# Data lines:
····················
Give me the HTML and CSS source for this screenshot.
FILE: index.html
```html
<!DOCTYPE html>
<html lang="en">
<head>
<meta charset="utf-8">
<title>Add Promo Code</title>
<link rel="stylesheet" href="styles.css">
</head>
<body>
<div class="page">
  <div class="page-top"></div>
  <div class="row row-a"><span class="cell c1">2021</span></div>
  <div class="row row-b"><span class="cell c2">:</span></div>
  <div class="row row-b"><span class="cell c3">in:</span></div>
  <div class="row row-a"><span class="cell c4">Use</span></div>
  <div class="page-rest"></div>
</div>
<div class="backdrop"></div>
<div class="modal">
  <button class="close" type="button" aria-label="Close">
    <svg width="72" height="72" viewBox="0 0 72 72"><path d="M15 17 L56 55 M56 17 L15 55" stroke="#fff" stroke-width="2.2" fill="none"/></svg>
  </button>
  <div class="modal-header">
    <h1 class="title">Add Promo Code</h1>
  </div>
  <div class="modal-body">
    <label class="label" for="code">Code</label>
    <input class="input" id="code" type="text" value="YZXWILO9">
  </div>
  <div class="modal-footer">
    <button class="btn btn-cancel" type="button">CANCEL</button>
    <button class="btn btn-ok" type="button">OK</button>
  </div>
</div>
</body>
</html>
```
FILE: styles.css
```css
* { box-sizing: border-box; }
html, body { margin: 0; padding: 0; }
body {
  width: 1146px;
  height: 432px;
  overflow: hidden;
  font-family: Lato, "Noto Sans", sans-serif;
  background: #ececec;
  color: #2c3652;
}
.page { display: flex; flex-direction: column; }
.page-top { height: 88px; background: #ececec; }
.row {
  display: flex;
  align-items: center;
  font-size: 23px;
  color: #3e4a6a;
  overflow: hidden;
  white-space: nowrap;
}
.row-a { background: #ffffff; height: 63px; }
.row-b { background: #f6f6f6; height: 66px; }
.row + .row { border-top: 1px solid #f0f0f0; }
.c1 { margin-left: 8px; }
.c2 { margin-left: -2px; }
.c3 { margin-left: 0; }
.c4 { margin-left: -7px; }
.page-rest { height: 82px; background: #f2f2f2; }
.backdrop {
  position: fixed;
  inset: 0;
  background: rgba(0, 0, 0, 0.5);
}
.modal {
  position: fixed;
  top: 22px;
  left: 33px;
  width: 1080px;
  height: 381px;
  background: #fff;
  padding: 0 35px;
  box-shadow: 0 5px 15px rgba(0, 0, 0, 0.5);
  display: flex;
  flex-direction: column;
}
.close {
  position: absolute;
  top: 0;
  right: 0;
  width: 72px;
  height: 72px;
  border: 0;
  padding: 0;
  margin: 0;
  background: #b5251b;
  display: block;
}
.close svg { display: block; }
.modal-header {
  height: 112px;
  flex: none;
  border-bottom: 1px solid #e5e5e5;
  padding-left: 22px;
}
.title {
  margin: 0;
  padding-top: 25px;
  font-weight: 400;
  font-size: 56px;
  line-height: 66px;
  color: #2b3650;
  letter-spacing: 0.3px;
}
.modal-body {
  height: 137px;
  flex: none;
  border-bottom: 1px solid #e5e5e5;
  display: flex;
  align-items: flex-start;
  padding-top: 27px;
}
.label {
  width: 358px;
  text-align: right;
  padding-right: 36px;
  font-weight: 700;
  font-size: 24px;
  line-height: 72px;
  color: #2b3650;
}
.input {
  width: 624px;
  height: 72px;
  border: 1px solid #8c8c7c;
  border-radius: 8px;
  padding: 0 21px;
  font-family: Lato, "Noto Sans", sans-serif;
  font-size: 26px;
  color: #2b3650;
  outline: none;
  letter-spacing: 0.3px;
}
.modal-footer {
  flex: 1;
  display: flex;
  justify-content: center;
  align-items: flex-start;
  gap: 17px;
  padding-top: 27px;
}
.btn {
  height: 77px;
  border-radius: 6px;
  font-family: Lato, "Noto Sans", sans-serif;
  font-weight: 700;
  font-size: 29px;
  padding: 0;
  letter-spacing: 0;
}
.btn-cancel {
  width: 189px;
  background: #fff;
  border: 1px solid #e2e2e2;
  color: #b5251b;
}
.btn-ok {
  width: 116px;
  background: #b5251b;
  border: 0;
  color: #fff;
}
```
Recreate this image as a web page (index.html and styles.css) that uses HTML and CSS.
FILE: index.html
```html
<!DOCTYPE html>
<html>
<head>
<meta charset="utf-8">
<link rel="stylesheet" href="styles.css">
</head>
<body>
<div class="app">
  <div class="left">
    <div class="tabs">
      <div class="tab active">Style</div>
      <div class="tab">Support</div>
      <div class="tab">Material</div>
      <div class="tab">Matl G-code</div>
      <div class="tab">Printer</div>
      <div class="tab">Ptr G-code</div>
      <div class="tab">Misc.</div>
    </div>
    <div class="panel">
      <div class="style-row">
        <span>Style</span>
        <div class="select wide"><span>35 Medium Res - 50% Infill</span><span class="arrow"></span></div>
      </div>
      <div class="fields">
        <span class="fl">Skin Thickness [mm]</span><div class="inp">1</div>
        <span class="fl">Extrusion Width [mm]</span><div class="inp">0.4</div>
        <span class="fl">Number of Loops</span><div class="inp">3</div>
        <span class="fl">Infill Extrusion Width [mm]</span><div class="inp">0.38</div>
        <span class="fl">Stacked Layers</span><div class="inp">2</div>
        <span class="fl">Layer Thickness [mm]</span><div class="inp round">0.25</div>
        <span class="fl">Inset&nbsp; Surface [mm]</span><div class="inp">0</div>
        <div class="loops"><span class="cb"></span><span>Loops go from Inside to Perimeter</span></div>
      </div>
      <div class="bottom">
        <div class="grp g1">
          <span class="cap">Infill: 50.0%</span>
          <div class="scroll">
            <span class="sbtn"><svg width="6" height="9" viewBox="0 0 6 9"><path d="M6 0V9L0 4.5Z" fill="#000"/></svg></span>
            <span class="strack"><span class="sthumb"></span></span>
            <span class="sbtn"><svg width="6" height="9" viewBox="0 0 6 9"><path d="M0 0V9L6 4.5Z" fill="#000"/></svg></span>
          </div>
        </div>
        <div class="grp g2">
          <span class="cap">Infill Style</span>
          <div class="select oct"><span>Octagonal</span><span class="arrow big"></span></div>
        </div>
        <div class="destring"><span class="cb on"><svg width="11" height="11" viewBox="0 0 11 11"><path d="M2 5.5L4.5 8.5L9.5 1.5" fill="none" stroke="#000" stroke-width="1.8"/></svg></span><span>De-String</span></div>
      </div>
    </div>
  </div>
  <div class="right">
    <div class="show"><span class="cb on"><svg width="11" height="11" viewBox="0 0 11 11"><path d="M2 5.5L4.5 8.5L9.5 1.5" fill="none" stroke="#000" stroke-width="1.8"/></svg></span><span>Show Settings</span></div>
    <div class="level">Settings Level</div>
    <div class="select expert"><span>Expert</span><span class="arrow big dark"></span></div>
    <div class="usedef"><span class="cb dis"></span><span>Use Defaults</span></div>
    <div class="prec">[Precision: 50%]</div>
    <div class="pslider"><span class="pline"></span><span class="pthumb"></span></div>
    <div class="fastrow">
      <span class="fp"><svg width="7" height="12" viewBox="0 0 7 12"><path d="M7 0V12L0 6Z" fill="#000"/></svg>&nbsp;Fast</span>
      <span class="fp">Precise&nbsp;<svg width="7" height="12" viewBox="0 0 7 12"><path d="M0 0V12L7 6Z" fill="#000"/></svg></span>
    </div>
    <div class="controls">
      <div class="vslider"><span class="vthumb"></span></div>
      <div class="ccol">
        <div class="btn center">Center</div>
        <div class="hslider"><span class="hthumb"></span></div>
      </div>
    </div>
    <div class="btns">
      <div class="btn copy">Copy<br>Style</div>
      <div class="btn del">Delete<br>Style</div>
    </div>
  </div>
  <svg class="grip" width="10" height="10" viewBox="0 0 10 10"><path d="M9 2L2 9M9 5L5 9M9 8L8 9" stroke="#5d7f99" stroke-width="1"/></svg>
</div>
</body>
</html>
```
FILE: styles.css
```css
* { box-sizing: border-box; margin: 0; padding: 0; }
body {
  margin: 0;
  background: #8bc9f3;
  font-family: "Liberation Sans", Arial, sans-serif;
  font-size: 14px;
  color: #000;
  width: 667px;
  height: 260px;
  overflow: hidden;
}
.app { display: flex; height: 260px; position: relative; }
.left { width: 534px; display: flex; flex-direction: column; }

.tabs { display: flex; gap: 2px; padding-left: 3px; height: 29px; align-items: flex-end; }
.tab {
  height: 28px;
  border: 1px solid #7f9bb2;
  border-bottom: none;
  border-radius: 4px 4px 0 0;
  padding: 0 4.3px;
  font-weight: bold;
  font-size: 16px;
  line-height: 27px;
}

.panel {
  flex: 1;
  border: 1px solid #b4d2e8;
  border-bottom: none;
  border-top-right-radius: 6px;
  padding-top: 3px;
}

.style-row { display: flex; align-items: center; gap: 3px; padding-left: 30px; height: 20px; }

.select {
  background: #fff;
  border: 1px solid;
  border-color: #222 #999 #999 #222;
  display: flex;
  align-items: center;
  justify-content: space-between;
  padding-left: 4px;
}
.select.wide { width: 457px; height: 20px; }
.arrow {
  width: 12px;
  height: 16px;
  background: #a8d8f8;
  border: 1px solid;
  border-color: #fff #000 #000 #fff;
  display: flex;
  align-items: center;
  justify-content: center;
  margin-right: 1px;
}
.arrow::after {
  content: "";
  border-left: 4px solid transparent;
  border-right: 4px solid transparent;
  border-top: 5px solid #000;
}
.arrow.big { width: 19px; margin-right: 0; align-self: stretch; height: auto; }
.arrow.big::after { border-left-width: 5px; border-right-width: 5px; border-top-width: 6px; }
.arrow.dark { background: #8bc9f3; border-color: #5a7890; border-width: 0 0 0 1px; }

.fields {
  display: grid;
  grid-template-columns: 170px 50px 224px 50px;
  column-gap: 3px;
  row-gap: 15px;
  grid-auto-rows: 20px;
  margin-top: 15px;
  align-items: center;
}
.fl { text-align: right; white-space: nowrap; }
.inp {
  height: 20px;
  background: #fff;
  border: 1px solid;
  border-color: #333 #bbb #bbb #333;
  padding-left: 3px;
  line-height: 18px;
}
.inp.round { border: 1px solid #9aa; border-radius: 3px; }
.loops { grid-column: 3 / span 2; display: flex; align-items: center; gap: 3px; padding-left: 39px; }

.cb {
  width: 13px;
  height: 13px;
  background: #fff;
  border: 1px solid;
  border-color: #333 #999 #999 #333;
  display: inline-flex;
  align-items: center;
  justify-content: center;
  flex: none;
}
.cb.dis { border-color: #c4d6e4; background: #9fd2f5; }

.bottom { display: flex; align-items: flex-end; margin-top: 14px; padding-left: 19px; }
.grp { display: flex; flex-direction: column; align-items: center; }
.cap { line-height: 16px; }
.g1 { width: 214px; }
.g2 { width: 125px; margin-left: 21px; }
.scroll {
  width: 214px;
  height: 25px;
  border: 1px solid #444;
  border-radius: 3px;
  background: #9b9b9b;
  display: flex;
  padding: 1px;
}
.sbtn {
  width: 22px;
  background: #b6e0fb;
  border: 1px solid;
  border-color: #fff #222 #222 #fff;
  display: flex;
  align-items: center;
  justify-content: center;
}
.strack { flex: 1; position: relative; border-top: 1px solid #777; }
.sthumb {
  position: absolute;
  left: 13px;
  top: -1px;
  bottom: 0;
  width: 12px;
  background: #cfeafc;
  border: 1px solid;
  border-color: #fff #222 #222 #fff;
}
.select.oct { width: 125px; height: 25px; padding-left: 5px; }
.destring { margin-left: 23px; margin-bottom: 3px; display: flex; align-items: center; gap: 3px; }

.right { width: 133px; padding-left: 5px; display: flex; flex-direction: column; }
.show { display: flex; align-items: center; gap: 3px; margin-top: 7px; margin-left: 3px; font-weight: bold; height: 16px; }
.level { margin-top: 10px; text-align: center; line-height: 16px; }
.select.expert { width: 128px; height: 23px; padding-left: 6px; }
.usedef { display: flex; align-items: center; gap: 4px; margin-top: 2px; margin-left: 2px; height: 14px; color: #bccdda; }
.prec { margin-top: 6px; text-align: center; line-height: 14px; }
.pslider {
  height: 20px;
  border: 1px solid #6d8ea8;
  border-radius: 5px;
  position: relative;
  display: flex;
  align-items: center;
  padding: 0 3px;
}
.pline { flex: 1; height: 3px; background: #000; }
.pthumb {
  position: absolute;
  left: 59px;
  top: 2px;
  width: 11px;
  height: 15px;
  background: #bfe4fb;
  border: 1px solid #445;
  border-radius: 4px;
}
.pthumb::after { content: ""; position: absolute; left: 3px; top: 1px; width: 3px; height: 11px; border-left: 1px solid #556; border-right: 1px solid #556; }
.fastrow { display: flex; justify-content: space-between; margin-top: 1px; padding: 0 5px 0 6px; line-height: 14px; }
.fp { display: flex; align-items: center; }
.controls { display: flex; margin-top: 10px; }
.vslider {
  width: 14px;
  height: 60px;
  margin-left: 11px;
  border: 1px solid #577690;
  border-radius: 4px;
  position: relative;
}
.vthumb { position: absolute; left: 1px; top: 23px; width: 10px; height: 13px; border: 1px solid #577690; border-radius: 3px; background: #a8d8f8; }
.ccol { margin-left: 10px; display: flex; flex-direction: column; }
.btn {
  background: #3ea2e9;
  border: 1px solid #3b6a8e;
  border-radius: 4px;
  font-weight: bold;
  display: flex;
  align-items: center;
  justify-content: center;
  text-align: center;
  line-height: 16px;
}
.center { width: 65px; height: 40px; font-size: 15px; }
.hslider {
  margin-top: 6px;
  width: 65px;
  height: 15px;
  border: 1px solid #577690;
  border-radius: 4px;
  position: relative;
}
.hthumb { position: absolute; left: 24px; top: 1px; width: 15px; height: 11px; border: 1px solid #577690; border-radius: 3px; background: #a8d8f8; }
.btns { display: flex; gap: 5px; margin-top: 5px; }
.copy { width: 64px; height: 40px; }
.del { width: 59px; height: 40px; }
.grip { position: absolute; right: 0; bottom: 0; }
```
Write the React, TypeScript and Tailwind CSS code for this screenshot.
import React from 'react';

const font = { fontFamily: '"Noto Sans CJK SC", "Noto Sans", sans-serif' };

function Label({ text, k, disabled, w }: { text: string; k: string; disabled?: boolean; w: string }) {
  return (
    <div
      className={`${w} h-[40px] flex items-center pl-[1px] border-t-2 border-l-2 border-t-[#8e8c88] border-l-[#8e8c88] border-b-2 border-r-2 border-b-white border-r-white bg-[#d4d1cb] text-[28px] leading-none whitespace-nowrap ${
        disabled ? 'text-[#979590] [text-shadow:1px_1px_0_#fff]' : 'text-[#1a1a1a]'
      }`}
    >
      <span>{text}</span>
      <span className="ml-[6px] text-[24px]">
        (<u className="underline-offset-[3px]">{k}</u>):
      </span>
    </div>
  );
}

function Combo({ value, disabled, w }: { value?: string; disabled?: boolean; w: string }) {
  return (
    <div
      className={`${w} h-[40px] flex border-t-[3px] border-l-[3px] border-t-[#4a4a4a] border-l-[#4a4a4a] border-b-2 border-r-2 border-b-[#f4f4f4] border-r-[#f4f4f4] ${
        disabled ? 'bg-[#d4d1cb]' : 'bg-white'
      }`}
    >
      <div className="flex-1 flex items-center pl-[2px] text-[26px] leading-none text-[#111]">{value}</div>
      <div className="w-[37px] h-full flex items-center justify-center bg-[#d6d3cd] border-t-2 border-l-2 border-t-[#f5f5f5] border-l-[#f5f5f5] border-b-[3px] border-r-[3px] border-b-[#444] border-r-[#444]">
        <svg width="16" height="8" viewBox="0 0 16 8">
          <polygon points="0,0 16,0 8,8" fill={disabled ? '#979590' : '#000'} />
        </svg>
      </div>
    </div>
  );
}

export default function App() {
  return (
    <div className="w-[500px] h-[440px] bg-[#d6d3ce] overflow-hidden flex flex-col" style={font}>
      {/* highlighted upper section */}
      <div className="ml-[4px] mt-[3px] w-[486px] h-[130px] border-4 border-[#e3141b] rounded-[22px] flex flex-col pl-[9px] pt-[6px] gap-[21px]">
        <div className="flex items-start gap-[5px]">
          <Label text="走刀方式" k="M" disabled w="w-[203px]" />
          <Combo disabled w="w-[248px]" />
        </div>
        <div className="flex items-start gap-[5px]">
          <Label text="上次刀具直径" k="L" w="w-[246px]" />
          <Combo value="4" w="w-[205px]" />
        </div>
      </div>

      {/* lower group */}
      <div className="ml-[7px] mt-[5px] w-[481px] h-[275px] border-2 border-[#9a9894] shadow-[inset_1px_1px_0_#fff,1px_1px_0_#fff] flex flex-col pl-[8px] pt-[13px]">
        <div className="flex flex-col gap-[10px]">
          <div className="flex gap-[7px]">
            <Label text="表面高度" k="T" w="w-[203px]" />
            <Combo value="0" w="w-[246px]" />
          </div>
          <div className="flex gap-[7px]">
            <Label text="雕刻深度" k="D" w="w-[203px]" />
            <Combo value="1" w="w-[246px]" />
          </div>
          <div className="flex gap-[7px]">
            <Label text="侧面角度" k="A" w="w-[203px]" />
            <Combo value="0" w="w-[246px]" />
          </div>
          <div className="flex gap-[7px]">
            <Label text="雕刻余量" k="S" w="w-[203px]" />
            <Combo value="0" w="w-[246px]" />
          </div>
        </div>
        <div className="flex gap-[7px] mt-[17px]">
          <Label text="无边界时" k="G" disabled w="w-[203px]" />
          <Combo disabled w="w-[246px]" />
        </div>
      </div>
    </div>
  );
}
····················
# Set exercise:
In the entries above, identify each line that includes the string "this", then copy it.

# Result:
Give me the HTML and CSS source for this screenshot.
Recreate this image as a web page (index.html and styles.css) that uses HTML and CSS.
Write the React, TypeScript and Tailwind CSS code for this screenshot.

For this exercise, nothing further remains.